The latest episode of Knope and Change, our series about women who are leading the green cities revolution, features an edited conversation with Riga about the future of Gary.
Q. In a recent interview, your mayor said the problems facing Gary are “almost exhausting to describe.” Doesn’t the city have bigger issues than sustainability to think about?
A. The mayor has launched many initiatives such as the gun buyback program; 168 guns were turned in for the city’s first buyback event and another one is scheduled for Oct. 27. We’re a member of Michelle Obama’s Let’s Move campaign to fight childhood obesity.
They are all interrelated. Our green development and infrastructure efforts provide job opportunities and get the citizens engaged so that they can really champion their city again. It is really bringing down the crime rates and getting people off of the streets — burglaries have dipped by 30 percent this year.
We have after-school programs, including environmental education, year-round now. There are so many community block groups that have been conducting community cleanups. Our department provides the cleanup kits and we help advertise and provide support to the volunteer groups.

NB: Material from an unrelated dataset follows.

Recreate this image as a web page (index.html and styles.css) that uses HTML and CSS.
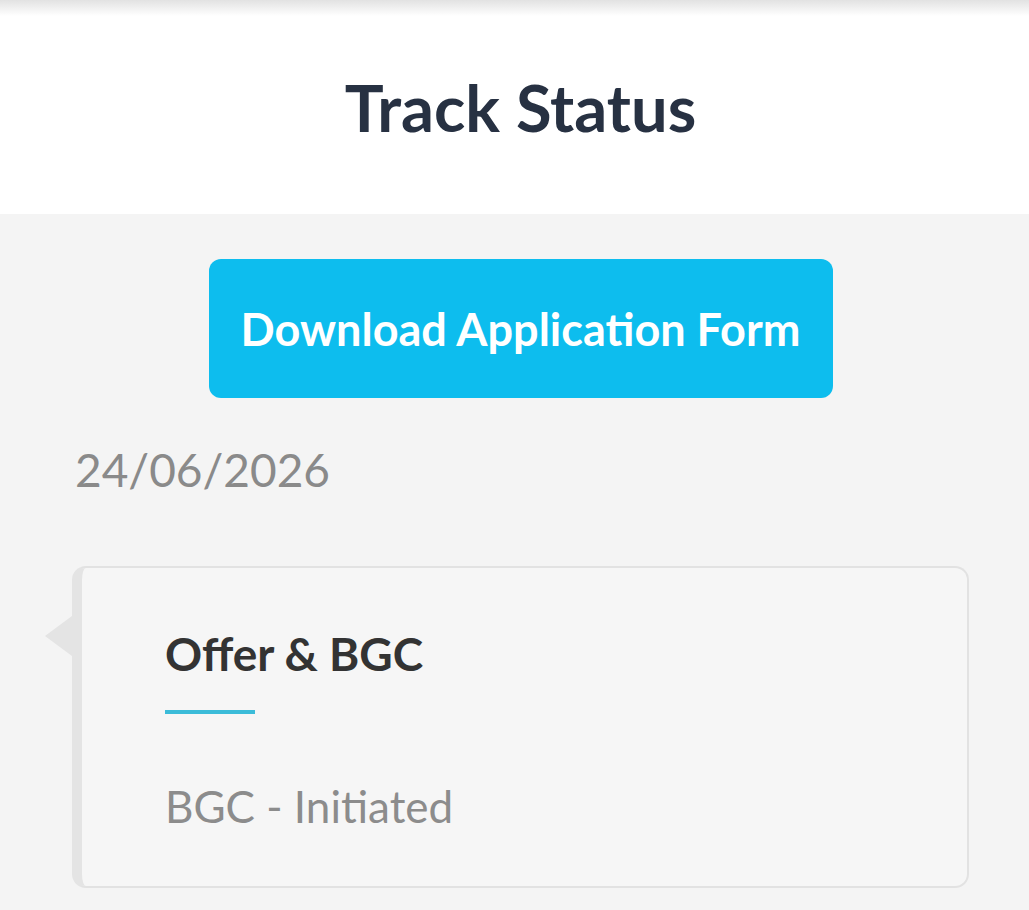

On the weekends in the city, there are lots of activities going on. Our two-day Clean Water Celebration had more than 600 attendees. We had over 350 participants at the Household Hazardous Waste Collection & Green Awareness Day event. Citizens enjoy learning about the environment and how to go green. But they especially feel like they are making a difference and taking care of their backyards and their homes.
Q. You were appointed at the beginning of the year, when the new mayor took office. What have you been up to?
A. When we started in January, we faced, and still face, tremendous legacy issues. We have a lot of brownfield sites and abandoned buildings. We are trying to lay a solid foundation for addressing these issues. From an air, land, water perspective, we need to clean up the city. We’re trying to identify all of our land inventory and target our urban renewal strategy towards those.
We’ve been ramping up our recycling program and our urban agriculture and food movement is launching. [We have] six flagship urban community gardens and rising. The City of Gary is collaborating with the U.S. EPA and HUD to explore opportunities for utilizing green infrastructure at abandoned, derelict properties formerly occupied by large buildings, strip malls, stores, and parking lots.
Q. Gary’s population is 85 percent African American. Whenever a city or neighborhood gets greener or new infrastructure, it faces the risk of gentrification. Does your community have those fears? And how do you make sure it doesn’t happen?
A. We are definitely taking a community-based approach. We had a brownfields and a green job training program where we trained Gary residents. It’s a 14-week program and they come out with a certification at the end. For a lot of our lake and natural areas restoration work, we trained and hired local Gary workers. We are pushing hard to provide job training for emerging markets and emerging green jobs so we can hire and provide those jobs. That’s a huge priority for the city.
Q. You’ve said that ever since you were a small child, you’ve wanted to work on public policy and environmental issues. Why are you so passionate about such boring things?
A. I realized early on that I wasn’t going to be a scientist. [laughs] I’m a policy nerd and I’ve always had a compelling interest in trying to make a difference in the world. One way to do that is by affecting government decisions.
Q. Why did you choose Gary?
A. I grew up in the next town over. Gary and the Great Lakes are home to me. I’ve been working on Great Lakes issues for a number of years now.
Mayor Freeman-Wilson is a visionary. She understands that a healthy environment is a healthy society. Really these are social issues. Transitioning to the green economy is a social and economic and environmental matter.
Q. Where do you see Gary in 20 years?
A. This is an opportunity for us to start from scratch. We have a new administration. There’s a tremendous amount of interest and partnerships with federal agencies and nonprofits. The renewed interest and excitement in the city really gives us an opportunity to jumpstart the city on a green track.
I see us being an innovative, forward-thinking, green urbanism city. We are working with other Great Lakes cities that are facing similar issues, but hopefully we can set the tone and be at the forefront of converting these former industrial shrinking cities into thriving urban revitalization centers.
Q. What can Gary teach the rest of the world?
A. We’re one of the first cities in the Midwest to have a sustainability department. Even in a shrinking industrial city, we’re at the forefront of urban renewal.
Our challenges are really opportunities. There is so much energy and spark. It’s an honor to work here. Hopefully in 20 years I can say I was a part of turning Gary around.